Replication introduces a new type of problem: if you naively send all reads to the slaves then data you just wrote will not be there.

La…wait for it…g

Even if the master and slave are sitting next to each other with a cable connecting them, replication will probably take more time than your code does to reach the next step. At a minimum, you need to assume that replication lag will be hundreds of milliseconds—an eternity when the time from one line in your web app to the next is measured in micro- or nanoseconds. In reality, replication in the real world may well take seconds, especially if your master and slaves are not physically next to each other.

The result is that ACIDity is essentially broken, specifically the Durability part. You cannot simply write data and immediately rely on its existence.

For example, say you have a large discussion forum. If you naively send all reads to the slaves, then someone’s post may take seconds to appear on the site. This is a problem if you’re trying to show a user their post immediately after posting it.

Smarter Reading

The solution is to occasionally read from the master.

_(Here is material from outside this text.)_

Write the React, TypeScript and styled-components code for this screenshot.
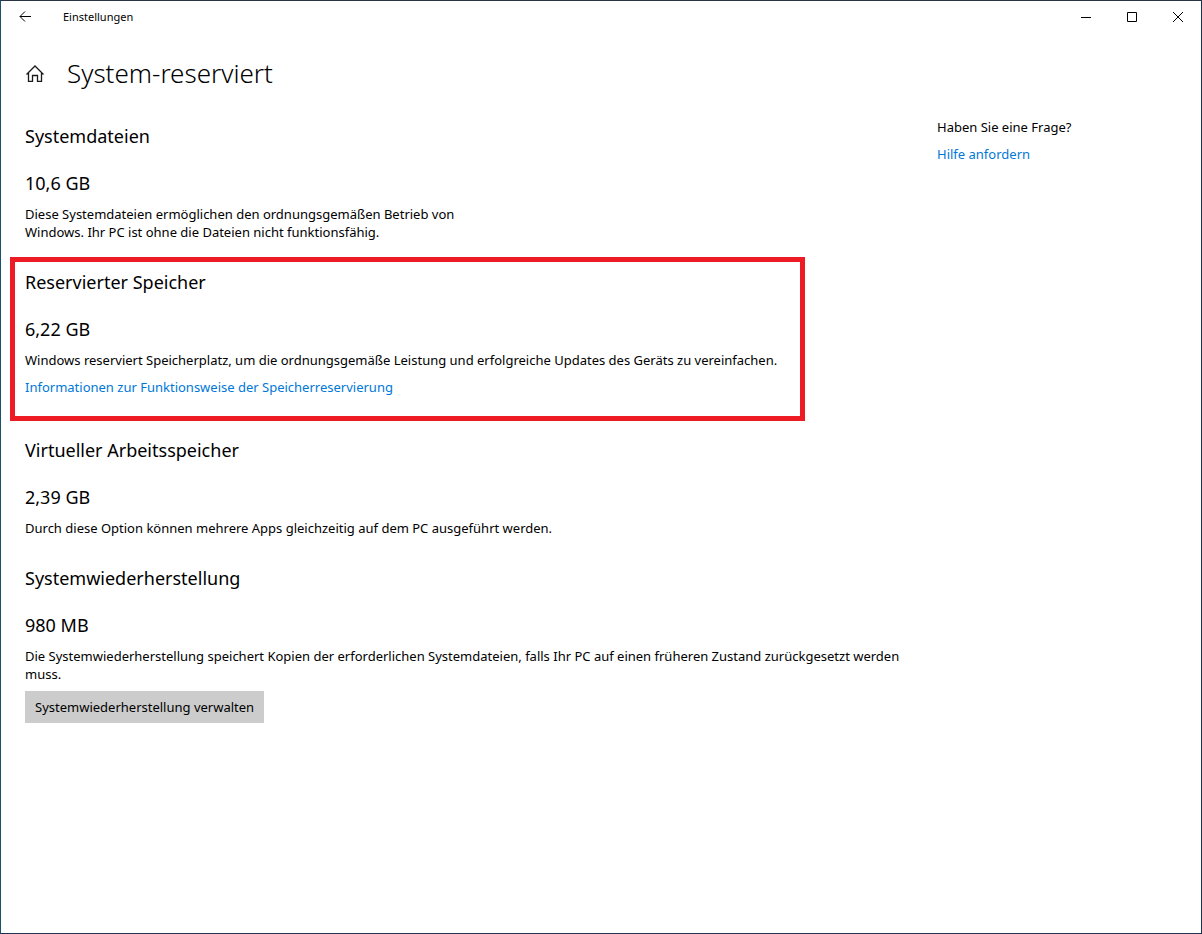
import React from "react";
import styled, { createGlobalStyle } from "styled-components";

const GlobalStyle = createGlobalStyle`
  *, *::before, *::after { box-sizing: border-box; }
  body {
    margin: 0;
    background: #fff;
    color: #000;
    font: 13px/18px "Noto Sans", "Open Sans", sans-serif;
  }
  h1, h2, p { margin: 0; font-weight: 400; }
`;

const Window = styled.div`
  display: flex;
  flex-direction: column;
  min-height: 100vh;
  background: #fff;
  border: 1px solid #1c3450;
  border-top-color: #2a3544;
  border-left-color: #16536c;
`;

const TitleBar = styled.header`
  display: flex;
  align-items: center;
  height: 32px;
`;

const BarButton = styled.button<{ $wide?: boolean }>`
  display: flex;
  align-items: center;
  justify-content: center;
  width: ${({ $wide }) => ($wide ? "48px" : "46px")};
  height: 32px;
  padding: 0;
  border: 0;
  background: transparent;
  color: #000;
`;

const AppName = styled.span`
  flex: 1;
  padding-left: 14px;
  font-size: 11px;
`;

const PageHeader = styled.div`
  display: flex;
  align-items: center;
  gap: 22px;
  padding: 20px 24px 0;
`;

const HomeButton = styled.button`
  display: flex;
  padding: 0;
  border: 0;
  background: transparent;
  color: #1a1a1a;
`;

const PageTitle = styled.h1`
  font-size: 26px;
  line-height: 40px;
  && { font-weight: 300; }
`;

const Columns = styled.div`
  display: grid;
  grid-template-columns: minmax(0, 903px) minmax(140px, 1fr);
  gap: 24px;
  padding: 18px 24px 24px 9px;
`;

const Main = styled.main`
  display: flex;
  flex-direction: column;
`;

const Section = styled.section`
  padding: 11px 9px 12px 15px;
  & + & { padding-top: 15px; }
`;

const MarkedSection = styled(Section)`
  align-self: flex-start;
  margin-top: 4px;
  && { padding: 6px 23px 20px 10px; }
  border: 5px solid #ed1c24;
`;

const Heading = styled.h2`
  font-size: 18px;
  line-height: 28px;
`;

const Size = styled.p`
  margin: 19px 0 8px;
  font-size: 18px;
  line-height: 28px;
`;

const Text = styled.p<{ $narrow?: boolean }>`
  max-width: ${({ $narrow }) => ($narrow ? "450px" : "none")};
`;

const Link = styled.a`
  display: inline-block;
  margin-top: 9px;
  color: #0078d7;
  text-decoration: none;
`;

const ManageButton = styled.button`
  height: 32px;
  margin-top: 8px;
  padding: 0 10px;
  border: 0;
  background: #ccc;
  color: #000;
  font: inherit;
`;

const Aside = styled.aside`
  padding-top: 7px;
`;

export default function App() {
  return (
    <>
      <GlobalStyle />
      <Window>
        <TitleBar>
          <BarButton $wide aria-label="Zurück">
            <svg width="12" height="12" viewBox="0 0 12 12" fill="none" stroke="currentColor">
              <path d="M12 5.5H1M6 .5L1 5.5L6 10.5" />
            </svg>
          </BarButton>
          <AppName>Einstellungen</AppName>
          <BarButton aria-label="Minimieren">
            <svg width="10" height="10" viewBox="0 0 10 10" stroke="currentColor">
              <path d="M0 5.5H10" />
            </svg>
          </BarButton>
          <BarButton aria-label="Maximieren">
            <svg width="10" height="10" viewBox="0 0 10 10" fill="none" stroke="currentColor">
              <path d="M.5 .5H9.5V9.5H.5Z" />
            </svg>
          </BarButton>
          <BarButton aria-label="Schließen">
            <svg width="10" height="10" viewBox="0 0 10 10" stroke="currentColor">
              <path d="M0 0L10 10M10 0L0 10" />
            </svg>
          </BarButton>
        </TitleBar>
        <PageHeader>
          <HomeButton aria-label="Startseite">
            <svg width="20" height="18" viewBox="0 0 20 18" fill="none" stroke="currentColor" strokeWidth="1.3">
              <path d="M1.5 10.5L10 2L18.5 10.5M3.5 9V17.3H7.5V11.5H12.5V17.3H16.5V9" />
            </svg>
          </HomeButton>
          <PageTitle>System-reserviert</PageTitle>
        </PageHeader>
        <Columns>
          <Main>
            <Section>
              <Heading>Systemdateien</Heading>
              <Size>10,6 GB</Size>
              <Text $narrow>
                Diese Systemdateien ermöglichen den ordnungsgemäßen Betrieb von Windows. Ihr PC ist ohne die Dateien
                nicht funktionsfähig.
              </Text>
            </Section>
            <MarkedSection>
              <Heading>Reservierter Speicher</Heading>
              <Size>6,22 GB</Size>
              <Text>
                Windows reserviert Speicherplatz, um die ordnungsgemäße Leistung und erfolgreiche Updates des Geräts zu
                vereinfachen.
              </Text>
              <Link href="#speicherreservierung">Informationen zur Funktionsweise der Speicherreservierung</Link>
            </MarkedSection>
            <Section>
              <Heading>Virtueller Arbeitsspeicher</Heading>
              <Size>2,39 GB</Size>
              <Text>Durch diese Option können mehrere Apps gleichzeitig auf dem PC ausgeführt werden.</Text>
            </Section>
            <Section>
              <Heading>Systemwiederherstellung</Heading>
              <Size>980 MB</Size>
              <Text>
                Die Systemwiederherstellung speichert Kopien der erforderlichen Systemdateien, falls Ihr PC auf einen
                früheren Zustand zurückgesetzt werden muss.
              </Text>
              <ManageButton>Systemwiederherstellung verwalten</ManageButton>
            </Section>
          </Main>
          <Aside>
            <Text>Haben Sie eine Frage?</Text>
            <Link href="#hilfe">Hilfe anfordern</Link>
          </Aside>
        </Columns>
      </Window>
    </>
  );
}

When you need to access data that was just written, it is probably only available on the master, so that’s where you’ll read it. Within a single HTTP request, this is fairly simple: just force any queries that rely on recently-written data to the master.

Outside of a single HTTP request, this is slightly more complex. If you’re following the practice of redirecting after a POST request to a GET request (which you should) then creating a new forum post and viewing it will be on two different HTTP requests.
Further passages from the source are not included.